The workers are wrapped safely in individual jobs. This encapsulation is essential to prevent duplicate work and prevent unwanted side effects. To paint a clearer picture here are pseudo examples of the transaction and transcription workers:

class VideoTranscodeWorker
  include Sidekiq::Worker

  def perform(video_id)
    video = Video.find(video_id)

    Transcoder.new(video).create!
  end
end

class VideoTranscribeWorker
  include Sidekiq::Worker

  def perform(video_id)
    video = Video.find(video_id)

    Transcriber.new(video).create!
  end
end

The implementation of Transcoder and Transcriber are intentionally vague to keep the focus on job encapsulation rather than actual service integration.

Idempotent Jobs are Critical

It is important to keep each job idempotent, meaning the job can be called repeatedly but will only perform the actual work once.
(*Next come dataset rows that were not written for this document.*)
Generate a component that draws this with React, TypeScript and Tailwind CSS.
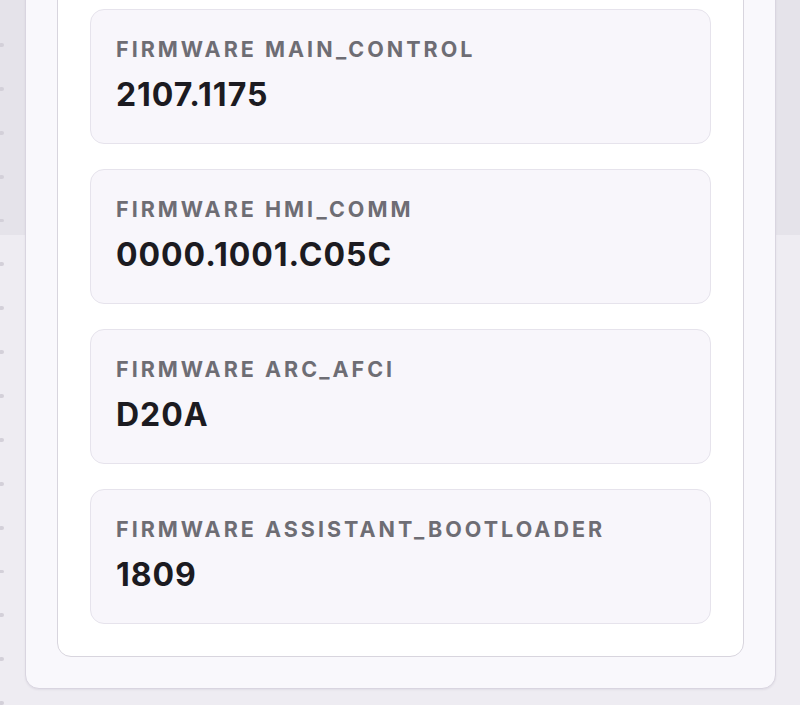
import React from "react";

type Firmware = { name: string; version: string };

const items: Firmware[] = [
  { name: "Firmware MAIN_CONTROL", version: "2107.1175" },
  { name: "Firmware HMI_COMM", version: "0000.1001.C05C" },
  { name: "Firmware ARC_AFCI", version: "D20A" },
  { name: "Firmware ASSISTANT_BOOTLOADER", version: "1809" },
];

const dots = Array.from({ length: 16 });

export default function App() {
  return (
    <div
      className="flex h-[705px] overflow-hidden bg-[linear-gradient(to_bottom,#e5e3ea_235px,#eeecf2_235px)]"
      style={{ fontFamily: "Inter, 'Noto Sans', sans-serif" }}
    >
      <div className="w-[25px] shrink-0 flex flex-col pt-[43px] gap-[40px]">
        {dots.map((_, i) => (
          <div key={i} className="w-[5px] h-[5px] rounded-full bg-[#d3d0d9] -ml-[1px]" />
        ))}
      </div>

      <div className="flex-1 flex flex-col">
        <div className="-mt-[40px] mb-[17px] flex-1 rounded-b-[14px] border border-[#d9d5e0] bg-[#f9f8fc] px-[31px] pb-[31px] pt-[40px] shadow-[0_1px_2px_rgba(60,50,90,0.08)]">
          <div className="-mt-[40px] h-[calc(100%+40px)] rounded-b-[14px] border border-[#d8d5de] bg-white px-[32px] pb-[32px] pt-[47px]">
            <div className="flex flex-col gap-[25px]">
              {items.map((it) => (
                <div
                  key={it.name}
                  className="rounded-[14px] border-[1.5px] border-[#e6e3ec] bg-[#f8f6fb] px-[25px] pt-[25px] pb-[28px]"
                >
                  <div className="text-[21.5px] leading-[28px] font-bold uppercase tracking-[0.14em] text-[#6e6d74]">
                    {it.name}
                  </div>
                  <div className="mt-[12px] text-[32px] leading-[40px] font-bold tracking-[0.03em] text-[#1c1b21]">
                    {it.version}
                  </div>
                </div>
              ))}
            </div>
          </div>
        </div>
      </div>

      <div className="w-[24px] shrink-0" />
    </div>
  );
}
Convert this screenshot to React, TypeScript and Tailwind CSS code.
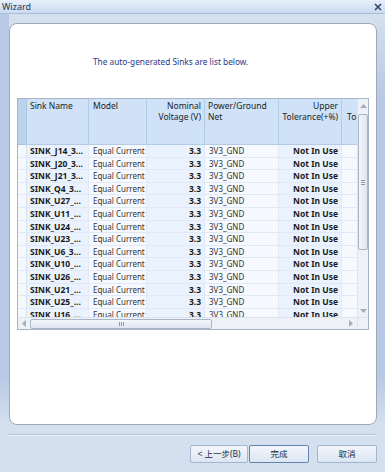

In order to keep the VideoCopyWorker job idempotent there needs to be a check for whether the video has been copied yet:

def perform(video_id, object_path)
  video = Video.find(video_id)

  unless video.copied?
    perform_copy!(video, object_path)
    enqueue_processing(video)
  end
end

Each of the workers needs a similar guard to ensure it is idempotent.

Enforce Boundaries

Splitting work that coordinates with external systems into independent jobs is simple, straight forward, and a reliable way to give your system more resiliency. Just as you split classes up by responsibility and minimize communication between objects, break work apart around integration points with other systems. Isolate external integrations like it is going out of style (which it’s not). Don’t trust other systems with your sites reliability. External may mean another process, a different host, or a service provided by another company, it’s all the same to your system.